### WHAT YOU SHOULD DO
Each line that includes the string "this" counts once; give the total and nothing else.

### TASK INPUT

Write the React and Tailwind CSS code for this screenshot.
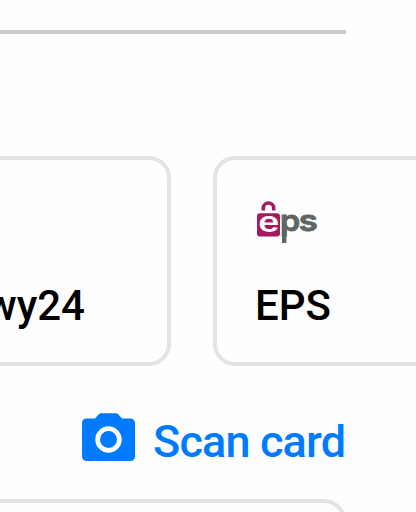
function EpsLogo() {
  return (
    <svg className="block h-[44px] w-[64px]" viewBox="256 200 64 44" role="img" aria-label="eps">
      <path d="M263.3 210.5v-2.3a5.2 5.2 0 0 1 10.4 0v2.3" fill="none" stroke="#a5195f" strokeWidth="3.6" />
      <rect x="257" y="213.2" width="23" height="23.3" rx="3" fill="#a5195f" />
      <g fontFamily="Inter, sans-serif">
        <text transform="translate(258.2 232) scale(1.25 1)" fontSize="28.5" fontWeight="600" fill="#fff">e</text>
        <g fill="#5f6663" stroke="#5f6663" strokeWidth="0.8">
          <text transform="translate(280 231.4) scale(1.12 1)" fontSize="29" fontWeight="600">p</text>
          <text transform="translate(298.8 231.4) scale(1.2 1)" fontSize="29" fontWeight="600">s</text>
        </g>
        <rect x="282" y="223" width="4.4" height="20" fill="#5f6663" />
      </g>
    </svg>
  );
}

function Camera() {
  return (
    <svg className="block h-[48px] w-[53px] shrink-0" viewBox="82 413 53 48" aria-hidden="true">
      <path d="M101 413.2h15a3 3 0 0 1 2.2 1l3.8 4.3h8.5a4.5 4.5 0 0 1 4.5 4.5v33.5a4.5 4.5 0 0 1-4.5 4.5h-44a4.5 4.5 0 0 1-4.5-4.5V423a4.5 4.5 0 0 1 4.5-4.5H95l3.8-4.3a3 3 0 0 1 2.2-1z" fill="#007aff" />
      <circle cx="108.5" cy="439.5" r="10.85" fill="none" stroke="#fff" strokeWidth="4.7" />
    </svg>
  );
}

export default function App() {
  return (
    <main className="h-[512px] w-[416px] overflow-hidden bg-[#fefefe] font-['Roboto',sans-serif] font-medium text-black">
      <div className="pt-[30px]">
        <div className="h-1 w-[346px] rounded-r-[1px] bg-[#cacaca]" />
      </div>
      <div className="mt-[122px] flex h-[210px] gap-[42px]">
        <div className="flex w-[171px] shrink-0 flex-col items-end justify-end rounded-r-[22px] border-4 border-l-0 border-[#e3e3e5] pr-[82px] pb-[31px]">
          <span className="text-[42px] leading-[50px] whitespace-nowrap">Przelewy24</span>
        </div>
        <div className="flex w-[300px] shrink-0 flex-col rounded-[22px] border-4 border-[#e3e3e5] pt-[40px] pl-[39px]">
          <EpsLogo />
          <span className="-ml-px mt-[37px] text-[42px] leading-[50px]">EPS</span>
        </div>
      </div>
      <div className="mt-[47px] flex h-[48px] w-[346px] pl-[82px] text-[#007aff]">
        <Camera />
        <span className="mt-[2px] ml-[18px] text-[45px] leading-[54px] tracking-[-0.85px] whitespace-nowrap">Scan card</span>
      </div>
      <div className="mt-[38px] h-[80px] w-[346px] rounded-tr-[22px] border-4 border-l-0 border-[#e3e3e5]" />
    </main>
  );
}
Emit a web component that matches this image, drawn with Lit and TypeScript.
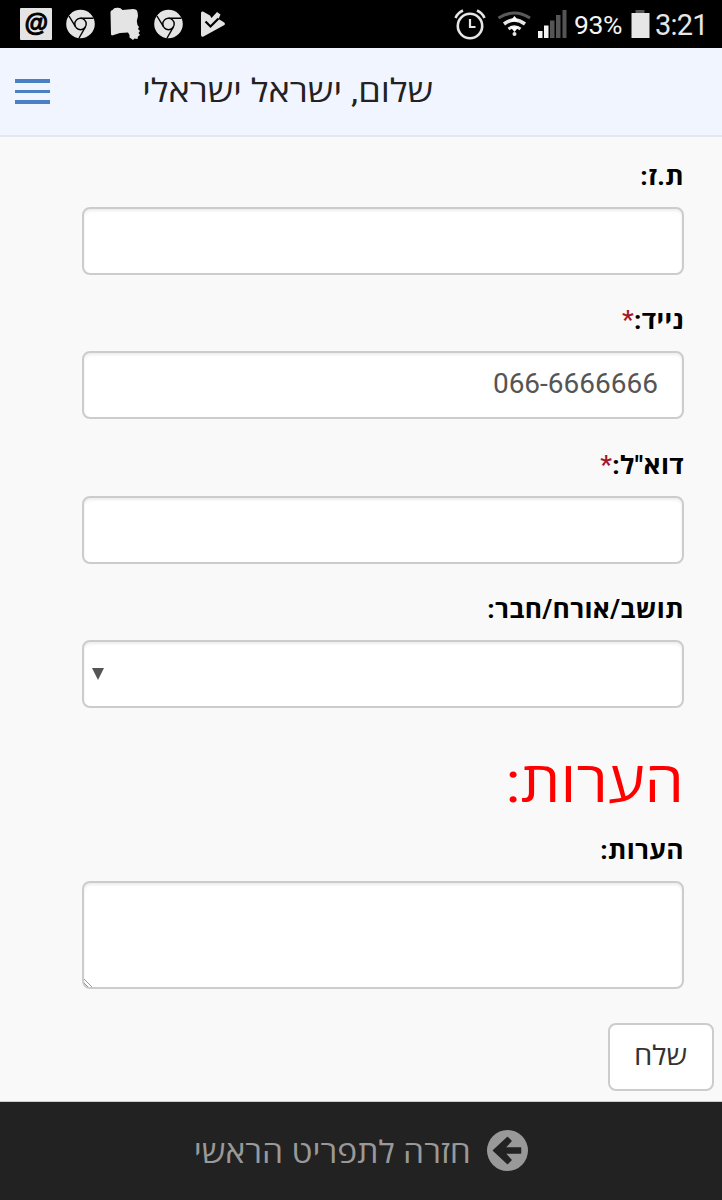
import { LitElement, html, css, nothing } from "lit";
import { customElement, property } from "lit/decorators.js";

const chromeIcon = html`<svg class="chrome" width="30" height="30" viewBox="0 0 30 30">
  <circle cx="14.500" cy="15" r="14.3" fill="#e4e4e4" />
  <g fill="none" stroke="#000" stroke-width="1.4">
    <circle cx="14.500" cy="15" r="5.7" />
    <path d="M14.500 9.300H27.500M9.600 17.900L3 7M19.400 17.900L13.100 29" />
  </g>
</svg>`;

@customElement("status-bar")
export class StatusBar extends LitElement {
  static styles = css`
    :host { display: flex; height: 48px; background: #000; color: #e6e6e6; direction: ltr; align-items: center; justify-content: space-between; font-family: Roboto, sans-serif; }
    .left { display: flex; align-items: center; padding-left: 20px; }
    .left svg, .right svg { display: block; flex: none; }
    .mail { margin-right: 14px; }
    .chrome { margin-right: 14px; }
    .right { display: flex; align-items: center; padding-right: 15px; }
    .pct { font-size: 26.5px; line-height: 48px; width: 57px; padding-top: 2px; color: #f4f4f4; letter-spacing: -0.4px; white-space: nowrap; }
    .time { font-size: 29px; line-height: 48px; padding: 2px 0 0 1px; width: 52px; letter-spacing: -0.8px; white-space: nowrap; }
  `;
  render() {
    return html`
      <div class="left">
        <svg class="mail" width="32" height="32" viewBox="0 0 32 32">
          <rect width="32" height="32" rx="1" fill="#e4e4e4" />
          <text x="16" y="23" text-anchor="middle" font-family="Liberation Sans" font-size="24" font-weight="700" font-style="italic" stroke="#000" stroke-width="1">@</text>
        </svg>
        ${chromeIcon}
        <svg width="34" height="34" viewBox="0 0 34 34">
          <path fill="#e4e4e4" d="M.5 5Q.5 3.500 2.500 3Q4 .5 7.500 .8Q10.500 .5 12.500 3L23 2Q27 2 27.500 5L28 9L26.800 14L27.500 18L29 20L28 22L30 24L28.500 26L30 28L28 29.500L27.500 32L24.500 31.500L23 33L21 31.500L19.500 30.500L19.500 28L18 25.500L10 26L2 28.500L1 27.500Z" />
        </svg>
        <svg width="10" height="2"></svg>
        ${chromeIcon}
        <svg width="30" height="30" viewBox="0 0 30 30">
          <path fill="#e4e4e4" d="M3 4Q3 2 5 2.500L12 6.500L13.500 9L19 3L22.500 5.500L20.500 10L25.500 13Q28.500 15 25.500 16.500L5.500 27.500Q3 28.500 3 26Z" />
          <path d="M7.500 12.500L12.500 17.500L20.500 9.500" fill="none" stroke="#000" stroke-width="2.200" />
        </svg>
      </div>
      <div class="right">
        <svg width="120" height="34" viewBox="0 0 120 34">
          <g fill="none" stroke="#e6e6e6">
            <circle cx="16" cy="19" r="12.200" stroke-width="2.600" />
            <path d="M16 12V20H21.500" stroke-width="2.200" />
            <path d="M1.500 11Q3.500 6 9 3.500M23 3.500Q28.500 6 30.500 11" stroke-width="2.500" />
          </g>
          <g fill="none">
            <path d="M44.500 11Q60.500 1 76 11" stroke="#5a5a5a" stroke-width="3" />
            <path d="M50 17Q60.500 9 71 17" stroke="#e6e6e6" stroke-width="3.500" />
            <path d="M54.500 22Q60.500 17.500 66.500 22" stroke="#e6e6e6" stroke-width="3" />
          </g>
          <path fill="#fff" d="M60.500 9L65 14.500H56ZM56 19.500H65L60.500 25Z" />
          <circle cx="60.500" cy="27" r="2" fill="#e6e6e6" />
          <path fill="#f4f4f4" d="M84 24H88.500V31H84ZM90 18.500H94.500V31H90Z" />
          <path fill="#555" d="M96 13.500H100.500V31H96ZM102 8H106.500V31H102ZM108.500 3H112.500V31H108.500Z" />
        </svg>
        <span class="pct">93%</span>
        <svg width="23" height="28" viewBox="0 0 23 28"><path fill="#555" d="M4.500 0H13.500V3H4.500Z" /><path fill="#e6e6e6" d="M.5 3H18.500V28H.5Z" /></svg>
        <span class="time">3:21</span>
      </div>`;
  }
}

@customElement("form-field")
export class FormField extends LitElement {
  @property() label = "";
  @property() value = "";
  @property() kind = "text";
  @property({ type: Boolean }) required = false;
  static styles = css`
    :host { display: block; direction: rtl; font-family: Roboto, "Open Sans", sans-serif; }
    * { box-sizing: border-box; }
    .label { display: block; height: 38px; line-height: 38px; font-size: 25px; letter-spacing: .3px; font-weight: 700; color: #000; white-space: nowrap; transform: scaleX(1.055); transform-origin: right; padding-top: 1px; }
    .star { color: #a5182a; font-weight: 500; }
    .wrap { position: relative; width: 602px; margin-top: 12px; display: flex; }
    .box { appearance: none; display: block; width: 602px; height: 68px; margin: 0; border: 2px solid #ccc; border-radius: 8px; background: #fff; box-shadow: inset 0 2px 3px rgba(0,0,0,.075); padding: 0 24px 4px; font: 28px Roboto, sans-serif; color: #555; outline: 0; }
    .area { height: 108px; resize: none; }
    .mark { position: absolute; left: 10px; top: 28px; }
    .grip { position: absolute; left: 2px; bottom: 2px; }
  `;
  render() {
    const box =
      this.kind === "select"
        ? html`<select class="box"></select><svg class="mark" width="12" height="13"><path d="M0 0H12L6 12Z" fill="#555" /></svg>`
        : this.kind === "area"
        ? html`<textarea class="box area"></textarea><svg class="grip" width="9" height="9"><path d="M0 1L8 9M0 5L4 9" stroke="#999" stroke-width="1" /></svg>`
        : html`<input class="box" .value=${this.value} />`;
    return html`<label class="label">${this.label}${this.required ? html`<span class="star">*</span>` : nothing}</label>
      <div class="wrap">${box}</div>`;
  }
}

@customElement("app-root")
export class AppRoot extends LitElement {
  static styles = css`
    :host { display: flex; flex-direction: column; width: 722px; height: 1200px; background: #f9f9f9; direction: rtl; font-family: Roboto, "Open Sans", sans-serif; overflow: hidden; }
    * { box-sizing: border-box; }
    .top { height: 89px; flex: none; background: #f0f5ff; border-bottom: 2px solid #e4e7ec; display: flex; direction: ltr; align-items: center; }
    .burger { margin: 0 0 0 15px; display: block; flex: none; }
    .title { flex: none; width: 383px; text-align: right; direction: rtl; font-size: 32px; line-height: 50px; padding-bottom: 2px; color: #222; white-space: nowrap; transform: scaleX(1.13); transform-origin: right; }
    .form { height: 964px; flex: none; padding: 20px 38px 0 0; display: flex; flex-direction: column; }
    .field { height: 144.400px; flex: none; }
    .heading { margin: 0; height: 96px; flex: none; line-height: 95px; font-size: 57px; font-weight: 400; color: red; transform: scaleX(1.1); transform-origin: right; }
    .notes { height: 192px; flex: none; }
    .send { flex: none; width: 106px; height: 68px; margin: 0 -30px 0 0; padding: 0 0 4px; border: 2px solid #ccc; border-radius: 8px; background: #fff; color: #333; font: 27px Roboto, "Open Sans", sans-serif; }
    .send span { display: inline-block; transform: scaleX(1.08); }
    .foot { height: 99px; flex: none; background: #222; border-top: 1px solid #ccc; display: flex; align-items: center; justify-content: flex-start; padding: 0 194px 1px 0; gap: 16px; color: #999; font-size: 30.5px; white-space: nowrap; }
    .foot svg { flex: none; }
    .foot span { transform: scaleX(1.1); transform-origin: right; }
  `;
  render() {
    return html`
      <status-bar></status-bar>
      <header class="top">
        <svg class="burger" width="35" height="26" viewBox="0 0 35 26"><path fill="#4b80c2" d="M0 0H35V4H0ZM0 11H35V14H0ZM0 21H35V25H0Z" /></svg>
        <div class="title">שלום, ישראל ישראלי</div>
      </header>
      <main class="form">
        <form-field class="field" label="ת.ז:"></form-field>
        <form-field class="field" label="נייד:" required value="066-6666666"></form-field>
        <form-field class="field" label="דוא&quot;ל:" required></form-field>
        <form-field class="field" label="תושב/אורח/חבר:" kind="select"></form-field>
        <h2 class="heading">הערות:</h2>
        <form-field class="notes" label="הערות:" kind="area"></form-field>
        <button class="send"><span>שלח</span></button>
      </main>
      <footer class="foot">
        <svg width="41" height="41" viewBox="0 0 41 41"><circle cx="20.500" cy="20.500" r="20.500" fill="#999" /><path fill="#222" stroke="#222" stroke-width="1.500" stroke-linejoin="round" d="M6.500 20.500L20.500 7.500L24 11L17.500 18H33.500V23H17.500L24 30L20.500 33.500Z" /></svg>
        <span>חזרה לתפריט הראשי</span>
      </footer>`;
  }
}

### EXERCISE RESPONSE
6